• _The exercise_
From the listing below, pull out all lines with "page" in them.

Records from a data source
________________________________________
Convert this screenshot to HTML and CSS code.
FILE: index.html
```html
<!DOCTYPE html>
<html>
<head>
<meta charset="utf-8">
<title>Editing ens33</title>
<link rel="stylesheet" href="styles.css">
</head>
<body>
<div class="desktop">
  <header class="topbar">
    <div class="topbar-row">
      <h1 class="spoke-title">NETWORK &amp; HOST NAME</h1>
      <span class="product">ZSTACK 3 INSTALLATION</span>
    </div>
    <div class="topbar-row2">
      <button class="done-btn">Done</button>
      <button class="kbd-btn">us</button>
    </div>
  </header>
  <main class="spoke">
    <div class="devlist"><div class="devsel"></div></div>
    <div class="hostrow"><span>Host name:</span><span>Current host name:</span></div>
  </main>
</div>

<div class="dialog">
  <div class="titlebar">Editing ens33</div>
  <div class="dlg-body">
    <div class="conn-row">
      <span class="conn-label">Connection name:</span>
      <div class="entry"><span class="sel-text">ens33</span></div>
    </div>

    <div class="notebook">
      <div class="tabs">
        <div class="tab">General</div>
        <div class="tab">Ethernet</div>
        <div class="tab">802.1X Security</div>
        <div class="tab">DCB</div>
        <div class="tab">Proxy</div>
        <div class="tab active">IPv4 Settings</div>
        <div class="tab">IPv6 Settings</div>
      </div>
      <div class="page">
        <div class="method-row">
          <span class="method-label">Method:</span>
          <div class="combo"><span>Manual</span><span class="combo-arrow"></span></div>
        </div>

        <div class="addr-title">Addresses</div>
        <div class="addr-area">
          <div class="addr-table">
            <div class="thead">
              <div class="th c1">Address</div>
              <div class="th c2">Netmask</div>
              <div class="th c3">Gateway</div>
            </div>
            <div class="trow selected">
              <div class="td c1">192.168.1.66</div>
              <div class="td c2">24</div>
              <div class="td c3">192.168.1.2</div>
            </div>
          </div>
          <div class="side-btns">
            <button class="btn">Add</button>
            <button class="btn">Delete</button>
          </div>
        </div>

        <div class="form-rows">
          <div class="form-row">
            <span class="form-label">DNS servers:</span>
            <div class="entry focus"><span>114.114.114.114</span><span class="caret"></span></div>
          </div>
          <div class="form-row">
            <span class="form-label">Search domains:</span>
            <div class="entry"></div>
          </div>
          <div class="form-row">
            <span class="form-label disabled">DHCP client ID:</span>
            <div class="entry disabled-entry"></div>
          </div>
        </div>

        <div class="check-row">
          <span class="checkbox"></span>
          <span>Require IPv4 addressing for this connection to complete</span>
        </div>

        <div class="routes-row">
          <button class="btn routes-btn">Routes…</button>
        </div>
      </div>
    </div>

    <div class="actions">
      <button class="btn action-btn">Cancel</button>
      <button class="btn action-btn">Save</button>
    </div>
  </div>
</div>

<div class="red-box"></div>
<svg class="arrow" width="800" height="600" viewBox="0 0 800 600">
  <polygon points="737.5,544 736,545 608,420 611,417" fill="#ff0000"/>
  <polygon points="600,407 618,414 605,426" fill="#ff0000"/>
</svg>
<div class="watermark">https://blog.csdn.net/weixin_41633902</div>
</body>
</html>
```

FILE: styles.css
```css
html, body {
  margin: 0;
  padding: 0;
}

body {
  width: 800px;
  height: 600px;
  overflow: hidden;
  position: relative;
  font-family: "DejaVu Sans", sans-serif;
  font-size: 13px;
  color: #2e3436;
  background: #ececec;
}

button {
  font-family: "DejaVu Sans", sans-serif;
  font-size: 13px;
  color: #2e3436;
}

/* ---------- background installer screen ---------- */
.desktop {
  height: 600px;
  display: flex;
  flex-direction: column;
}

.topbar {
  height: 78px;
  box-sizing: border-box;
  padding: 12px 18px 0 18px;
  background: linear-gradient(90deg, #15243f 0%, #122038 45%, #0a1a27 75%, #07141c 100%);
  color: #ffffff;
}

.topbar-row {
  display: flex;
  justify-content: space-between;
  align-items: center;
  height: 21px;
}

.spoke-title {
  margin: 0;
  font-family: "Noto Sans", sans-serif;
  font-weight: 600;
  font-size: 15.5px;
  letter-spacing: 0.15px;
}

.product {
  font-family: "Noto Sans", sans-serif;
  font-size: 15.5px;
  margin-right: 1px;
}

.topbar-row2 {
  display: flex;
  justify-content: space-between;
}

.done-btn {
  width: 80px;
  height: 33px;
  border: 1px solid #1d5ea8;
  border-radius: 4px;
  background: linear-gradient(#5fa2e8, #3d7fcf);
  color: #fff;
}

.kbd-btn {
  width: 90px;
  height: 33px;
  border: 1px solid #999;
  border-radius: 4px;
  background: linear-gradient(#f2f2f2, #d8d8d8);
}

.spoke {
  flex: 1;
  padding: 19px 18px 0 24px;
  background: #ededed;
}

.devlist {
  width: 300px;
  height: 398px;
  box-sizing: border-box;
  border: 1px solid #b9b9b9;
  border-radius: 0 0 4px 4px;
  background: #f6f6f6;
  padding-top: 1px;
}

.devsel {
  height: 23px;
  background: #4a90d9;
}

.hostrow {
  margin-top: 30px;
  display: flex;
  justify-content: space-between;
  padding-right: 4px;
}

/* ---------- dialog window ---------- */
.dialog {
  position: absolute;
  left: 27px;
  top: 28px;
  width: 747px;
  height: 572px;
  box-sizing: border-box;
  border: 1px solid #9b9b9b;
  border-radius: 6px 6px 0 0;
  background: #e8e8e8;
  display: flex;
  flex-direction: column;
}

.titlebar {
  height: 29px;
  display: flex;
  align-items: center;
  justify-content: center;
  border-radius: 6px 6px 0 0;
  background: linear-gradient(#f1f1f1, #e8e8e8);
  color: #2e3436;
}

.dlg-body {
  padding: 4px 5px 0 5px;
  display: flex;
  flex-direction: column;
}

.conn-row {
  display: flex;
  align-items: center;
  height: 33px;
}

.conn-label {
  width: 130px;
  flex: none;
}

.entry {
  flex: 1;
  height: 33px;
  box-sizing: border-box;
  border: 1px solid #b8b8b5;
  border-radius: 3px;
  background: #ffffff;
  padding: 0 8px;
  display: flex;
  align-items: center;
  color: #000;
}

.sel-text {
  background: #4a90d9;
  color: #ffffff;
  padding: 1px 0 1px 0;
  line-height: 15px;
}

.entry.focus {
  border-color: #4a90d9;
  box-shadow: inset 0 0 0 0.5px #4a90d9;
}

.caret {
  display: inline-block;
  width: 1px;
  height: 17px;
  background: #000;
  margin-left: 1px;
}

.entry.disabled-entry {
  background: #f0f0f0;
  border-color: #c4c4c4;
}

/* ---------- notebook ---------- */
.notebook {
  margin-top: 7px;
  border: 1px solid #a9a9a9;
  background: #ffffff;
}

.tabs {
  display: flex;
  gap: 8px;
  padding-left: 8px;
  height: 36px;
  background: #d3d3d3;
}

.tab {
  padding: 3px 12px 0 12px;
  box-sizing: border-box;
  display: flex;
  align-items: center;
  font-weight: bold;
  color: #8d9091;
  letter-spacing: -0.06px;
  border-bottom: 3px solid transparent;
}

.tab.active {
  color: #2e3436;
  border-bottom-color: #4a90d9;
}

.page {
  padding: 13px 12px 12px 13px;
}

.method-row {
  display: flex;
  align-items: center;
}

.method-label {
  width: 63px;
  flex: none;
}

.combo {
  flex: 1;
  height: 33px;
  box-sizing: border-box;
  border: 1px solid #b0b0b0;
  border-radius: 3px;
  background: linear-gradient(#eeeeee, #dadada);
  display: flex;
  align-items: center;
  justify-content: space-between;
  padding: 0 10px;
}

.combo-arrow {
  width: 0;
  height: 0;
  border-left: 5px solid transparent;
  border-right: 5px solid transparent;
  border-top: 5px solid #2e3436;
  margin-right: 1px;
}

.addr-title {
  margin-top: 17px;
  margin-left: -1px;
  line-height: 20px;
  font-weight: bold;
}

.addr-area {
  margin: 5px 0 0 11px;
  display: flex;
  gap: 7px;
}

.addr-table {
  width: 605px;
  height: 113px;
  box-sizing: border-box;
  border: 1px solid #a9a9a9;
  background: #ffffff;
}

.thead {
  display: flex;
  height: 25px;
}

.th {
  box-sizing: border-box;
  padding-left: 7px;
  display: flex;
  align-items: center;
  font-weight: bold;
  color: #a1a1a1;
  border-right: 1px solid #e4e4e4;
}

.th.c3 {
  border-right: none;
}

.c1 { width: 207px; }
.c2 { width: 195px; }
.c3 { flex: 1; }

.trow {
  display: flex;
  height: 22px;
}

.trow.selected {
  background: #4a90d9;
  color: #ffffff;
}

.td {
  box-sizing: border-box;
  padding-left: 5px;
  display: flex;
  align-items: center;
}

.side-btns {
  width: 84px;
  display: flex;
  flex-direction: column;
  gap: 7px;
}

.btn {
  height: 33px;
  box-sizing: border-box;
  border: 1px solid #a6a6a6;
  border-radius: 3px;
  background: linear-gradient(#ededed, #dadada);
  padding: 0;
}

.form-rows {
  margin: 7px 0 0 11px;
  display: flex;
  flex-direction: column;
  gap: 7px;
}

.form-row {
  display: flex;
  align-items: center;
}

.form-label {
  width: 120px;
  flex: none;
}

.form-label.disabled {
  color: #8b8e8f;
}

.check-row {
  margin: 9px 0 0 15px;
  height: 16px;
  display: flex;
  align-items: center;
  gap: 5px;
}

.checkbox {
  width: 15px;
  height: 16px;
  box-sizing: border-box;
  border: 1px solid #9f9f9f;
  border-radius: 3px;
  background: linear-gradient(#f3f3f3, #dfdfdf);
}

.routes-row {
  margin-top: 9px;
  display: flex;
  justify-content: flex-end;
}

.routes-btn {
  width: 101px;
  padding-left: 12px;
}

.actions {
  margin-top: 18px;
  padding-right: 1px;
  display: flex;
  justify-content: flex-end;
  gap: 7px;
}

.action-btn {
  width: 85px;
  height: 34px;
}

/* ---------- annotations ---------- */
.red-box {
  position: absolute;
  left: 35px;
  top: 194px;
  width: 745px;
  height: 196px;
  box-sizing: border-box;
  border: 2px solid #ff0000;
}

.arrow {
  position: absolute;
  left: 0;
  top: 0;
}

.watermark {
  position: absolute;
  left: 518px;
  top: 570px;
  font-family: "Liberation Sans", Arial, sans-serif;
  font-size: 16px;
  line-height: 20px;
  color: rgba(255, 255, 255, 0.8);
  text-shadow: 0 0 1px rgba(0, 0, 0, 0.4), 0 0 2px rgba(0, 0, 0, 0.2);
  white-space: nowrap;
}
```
________________________________________
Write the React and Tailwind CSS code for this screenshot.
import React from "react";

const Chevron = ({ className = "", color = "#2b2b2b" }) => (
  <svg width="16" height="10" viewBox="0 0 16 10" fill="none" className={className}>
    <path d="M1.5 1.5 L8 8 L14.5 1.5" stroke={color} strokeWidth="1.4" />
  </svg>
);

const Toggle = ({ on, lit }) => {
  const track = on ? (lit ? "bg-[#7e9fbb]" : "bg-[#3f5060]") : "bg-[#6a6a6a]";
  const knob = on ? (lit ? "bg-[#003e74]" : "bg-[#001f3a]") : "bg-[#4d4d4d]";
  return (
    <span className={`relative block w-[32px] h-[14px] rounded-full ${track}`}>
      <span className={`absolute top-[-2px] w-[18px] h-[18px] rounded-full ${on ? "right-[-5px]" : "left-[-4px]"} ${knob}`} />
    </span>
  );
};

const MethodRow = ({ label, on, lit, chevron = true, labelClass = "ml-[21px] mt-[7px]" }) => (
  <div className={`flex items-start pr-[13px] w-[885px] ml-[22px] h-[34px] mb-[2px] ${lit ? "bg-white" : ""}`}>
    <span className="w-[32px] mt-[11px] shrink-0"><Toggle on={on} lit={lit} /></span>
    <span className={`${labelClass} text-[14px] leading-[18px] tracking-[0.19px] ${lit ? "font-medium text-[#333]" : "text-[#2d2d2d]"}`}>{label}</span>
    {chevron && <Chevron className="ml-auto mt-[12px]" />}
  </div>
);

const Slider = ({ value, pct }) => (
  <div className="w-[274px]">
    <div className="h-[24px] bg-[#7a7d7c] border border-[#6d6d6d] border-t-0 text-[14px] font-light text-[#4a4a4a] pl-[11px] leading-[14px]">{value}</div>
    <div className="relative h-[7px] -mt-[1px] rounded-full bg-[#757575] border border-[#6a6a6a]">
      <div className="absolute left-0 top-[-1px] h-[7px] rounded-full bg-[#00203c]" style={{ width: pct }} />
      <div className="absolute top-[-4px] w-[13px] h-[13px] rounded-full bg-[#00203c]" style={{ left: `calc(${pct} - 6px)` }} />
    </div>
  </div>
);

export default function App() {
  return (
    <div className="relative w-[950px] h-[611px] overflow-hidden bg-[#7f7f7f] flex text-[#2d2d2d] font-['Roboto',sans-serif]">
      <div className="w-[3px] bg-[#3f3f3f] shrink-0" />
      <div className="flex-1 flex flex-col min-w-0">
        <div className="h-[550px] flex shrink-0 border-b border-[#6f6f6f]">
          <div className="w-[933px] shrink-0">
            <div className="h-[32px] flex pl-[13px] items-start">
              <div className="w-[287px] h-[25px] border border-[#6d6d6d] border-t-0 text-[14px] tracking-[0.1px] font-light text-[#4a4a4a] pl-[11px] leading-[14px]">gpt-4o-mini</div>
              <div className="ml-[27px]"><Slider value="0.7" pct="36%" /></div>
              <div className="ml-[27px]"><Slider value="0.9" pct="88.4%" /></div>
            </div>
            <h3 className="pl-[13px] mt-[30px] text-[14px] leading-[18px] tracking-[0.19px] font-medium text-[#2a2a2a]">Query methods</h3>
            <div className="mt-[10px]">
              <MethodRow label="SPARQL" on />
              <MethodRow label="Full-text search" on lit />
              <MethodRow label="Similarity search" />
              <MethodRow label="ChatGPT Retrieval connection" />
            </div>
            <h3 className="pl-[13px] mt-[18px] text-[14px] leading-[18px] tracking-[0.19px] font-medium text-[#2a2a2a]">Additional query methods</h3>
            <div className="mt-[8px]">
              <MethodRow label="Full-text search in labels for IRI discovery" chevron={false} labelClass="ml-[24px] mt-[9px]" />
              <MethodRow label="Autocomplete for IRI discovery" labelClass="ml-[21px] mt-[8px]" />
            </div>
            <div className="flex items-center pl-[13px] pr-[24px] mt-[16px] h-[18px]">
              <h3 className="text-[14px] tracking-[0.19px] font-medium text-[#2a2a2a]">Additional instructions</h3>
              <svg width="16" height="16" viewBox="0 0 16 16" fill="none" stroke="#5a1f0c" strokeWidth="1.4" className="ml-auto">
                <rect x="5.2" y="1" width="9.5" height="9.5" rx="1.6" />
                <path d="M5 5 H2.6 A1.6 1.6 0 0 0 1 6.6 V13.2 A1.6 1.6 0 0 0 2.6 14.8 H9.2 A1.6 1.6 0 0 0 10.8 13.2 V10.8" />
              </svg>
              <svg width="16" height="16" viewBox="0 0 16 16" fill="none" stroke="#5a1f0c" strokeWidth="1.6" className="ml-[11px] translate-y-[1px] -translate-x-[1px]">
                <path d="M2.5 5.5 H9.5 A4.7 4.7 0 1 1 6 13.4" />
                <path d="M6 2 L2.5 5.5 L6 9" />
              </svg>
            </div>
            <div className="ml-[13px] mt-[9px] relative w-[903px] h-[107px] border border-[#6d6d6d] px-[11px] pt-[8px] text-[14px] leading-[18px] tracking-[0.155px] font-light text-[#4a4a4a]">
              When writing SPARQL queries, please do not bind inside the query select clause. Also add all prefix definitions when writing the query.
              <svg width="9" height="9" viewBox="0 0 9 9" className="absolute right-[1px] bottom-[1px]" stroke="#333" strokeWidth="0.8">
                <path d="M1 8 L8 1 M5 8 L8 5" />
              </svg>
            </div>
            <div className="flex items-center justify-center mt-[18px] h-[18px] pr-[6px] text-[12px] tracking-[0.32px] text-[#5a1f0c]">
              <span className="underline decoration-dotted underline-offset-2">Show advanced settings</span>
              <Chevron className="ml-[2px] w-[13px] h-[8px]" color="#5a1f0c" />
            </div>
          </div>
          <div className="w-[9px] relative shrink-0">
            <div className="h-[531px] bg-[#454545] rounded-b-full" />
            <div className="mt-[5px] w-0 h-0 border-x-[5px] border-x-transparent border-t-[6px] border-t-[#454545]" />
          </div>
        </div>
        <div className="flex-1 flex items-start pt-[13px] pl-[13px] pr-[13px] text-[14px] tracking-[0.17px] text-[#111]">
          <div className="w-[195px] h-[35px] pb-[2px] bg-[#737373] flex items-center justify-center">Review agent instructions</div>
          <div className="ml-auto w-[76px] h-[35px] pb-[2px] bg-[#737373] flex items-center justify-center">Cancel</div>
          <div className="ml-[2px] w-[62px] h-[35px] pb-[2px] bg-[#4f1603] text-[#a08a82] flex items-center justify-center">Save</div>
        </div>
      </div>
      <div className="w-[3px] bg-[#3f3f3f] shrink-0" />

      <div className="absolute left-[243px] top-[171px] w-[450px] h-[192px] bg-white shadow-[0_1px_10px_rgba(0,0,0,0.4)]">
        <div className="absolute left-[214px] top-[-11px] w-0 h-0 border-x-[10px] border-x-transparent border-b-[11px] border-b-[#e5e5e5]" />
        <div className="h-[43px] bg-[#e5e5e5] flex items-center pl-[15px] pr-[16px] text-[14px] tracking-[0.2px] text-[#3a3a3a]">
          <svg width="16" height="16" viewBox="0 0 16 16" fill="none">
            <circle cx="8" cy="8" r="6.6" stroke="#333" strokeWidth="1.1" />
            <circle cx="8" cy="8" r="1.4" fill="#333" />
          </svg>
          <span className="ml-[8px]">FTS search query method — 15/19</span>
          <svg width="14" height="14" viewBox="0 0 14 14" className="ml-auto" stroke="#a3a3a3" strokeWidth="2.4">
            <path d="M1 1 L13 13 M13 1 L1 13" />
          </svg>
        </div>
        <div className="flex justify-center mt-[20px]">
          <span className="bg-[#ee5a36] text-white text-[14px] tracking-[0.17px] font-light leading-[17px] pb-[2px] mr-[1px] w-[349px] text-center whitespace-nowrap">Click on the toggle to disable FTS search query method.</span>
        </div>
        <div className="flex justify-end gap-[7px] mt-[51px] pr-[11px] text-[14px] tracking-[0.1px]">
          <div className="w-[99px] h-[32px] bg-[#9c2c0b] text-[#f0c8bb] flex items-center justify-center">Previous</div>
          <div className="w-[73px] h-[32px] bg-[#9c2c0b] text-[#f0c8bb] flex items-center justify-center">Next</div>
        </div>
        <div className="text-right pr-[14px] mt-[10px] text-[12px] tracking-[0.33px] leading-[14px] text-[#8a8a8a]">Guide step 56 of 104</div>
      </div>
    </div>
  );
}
________________________________________
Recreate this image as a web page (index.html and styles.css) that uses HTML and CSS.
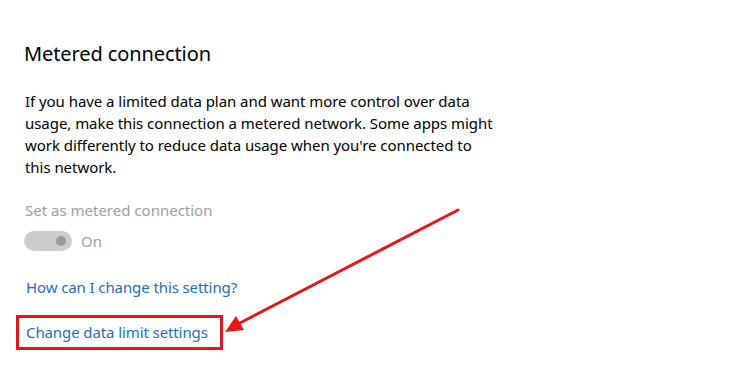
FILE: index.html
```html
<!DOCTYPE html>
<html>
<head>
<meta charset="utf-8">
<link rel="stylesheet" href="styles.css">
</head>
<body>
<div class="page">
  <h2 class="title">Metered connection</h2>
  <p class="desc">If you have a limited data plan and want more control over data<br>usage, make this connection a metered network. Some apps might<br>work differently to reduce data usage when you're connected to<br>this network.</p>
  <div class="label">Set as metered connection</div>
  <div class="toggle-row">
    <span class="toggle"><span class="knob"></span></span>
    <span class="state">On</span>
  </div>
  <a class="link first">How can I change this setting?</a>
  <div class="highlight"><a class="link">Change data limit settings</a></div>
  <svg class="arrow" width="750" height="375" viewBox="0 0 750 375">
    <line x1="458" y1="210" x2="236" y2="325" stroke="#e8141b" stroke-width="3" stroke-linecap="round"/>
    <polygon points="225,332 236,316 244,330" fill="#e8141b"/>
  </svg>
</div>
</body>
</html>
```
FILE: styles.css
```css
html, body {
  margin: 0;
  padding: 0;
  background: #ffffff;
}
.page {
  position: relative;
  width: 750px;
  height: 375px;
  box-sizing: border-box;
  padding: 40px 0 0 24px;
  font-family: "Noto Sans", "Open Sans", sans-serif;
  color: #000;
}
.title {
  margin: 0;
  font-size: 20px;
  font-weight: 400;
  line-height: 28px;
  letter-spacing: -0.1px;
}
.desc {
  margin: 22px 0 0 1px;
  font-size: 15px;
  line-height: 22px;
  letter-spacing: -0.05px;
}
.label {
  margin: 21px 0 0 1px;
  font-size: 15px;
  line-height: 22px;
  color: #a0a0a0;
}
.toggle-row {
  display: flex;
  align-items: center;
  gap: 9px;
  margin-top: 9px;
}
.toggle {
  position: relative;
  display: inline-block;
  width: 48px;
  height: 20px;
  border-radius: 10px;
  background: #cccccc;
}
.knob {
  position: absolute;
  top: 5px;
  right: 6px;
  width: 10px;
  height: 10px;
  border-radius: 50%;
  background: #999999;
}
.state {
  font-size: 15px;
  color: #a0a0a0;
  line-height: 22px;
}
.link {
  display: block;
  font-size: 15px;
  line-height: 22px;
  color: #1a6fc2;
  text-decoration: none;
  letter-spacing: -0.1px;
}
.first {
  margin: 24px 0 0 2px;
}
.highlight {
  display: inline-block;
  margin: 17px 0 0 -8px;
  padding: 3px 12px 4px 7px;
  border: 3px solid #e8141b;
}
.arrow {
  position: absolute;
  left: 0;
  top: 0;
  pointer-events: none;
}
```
________________________________________
• _Task output_
      <div class="page">
.page {
Recreate this image as a web page (index.html and styles.css) that uses HTML and CSS.
<div class="page">
.page {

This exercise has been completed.